Vous êtes bruxellois d’origine, mais vous vivez et travaillez maintenant à proximité de Charleroi… Pourquoi avoir déménagé ? On pourrait penser que Bruxelles est plus propice au développement artistique, non ?
Kdnz – C’est vrai, je suis né et j’ai vécu 30 ans à Bruxelles. Mais depuis cinq ans, je vis près de Charleroi. J’avais besoin d’espace, de verdure, et il y avait aussi des raisons familiales à ce déménagement. Au niveau culturel, il y a ici une place à prendre que je ne trouvais pas ou plus à Bruxelles. Il y avait beaucoup de gens, beaucoup de voisins, mais pas beaucoup d’espace. Musicalement, il faut savoir aussi que j’ai mes racines à Charleroi. Ado, je m’y rendais chaque week-end pour répéter avec mon groupe. Et, au début… je n’aimais pas aller à Charleroi, j’admets. Puis j’ai rencontré les gens, appris à les connaître. Maintenant, j’ai choisi de vivre là-bas. C’est significatif !
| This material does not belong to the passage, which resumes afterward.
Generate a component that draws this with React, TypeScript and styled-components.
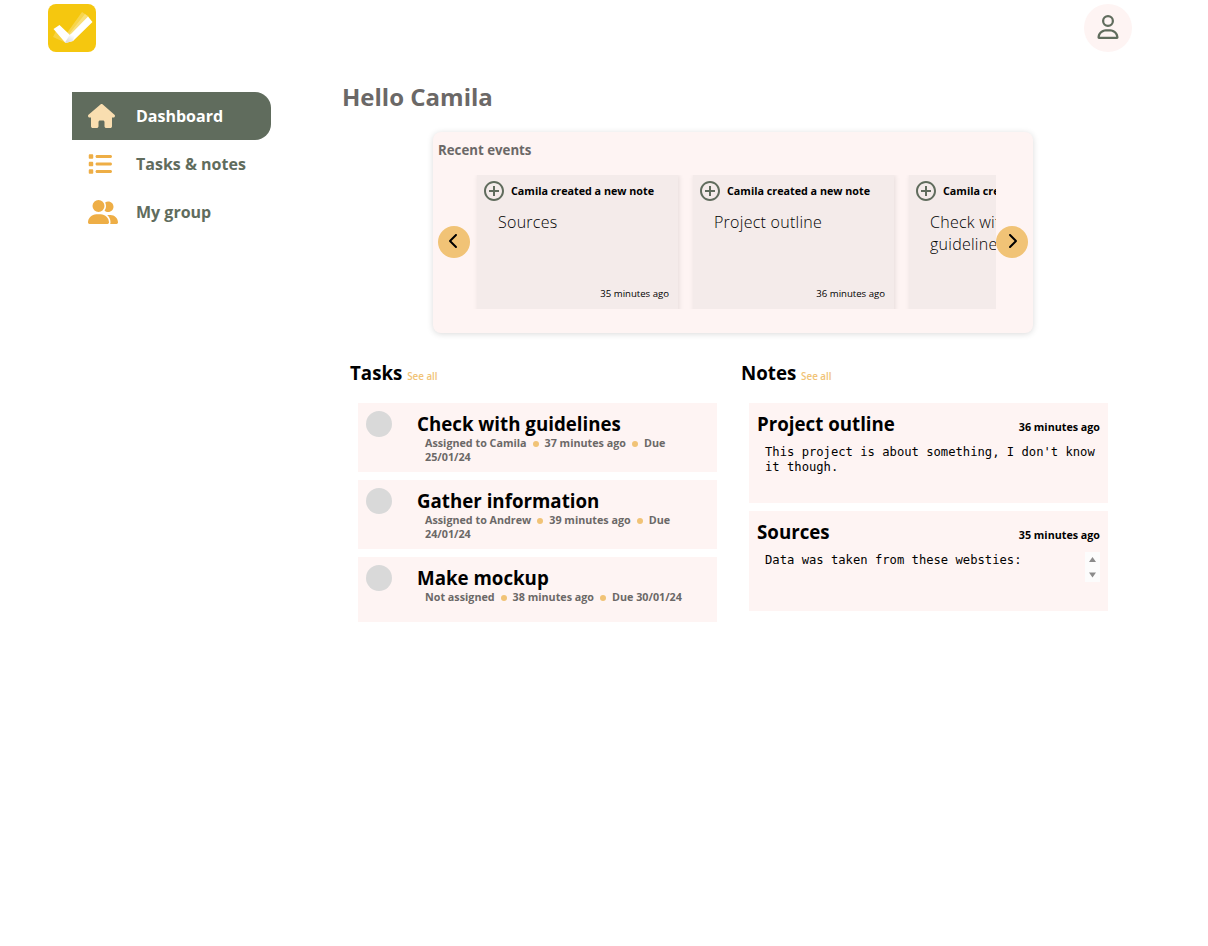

Qu’y avez-vous trouvé artistiquement, culturellement ?
Kdnz – Depuis une dizaine d’années se développent une série d’institutions culturelles intéressantes. Je songe au Théâtre de l’Ancre, à L’Eden, au BPS22, au Rockerill, à Charleroi-Danses… Il y a aujourd’hui une nouvelle génération, toute une jeunesse qui en a marre d’entendre dire que « Charleroi, ça craint ! » et qui œuvre à prouver le contraire. Charleroi connaît un renouveau certain, très décalé, tourné vers la culture Indé et atypique.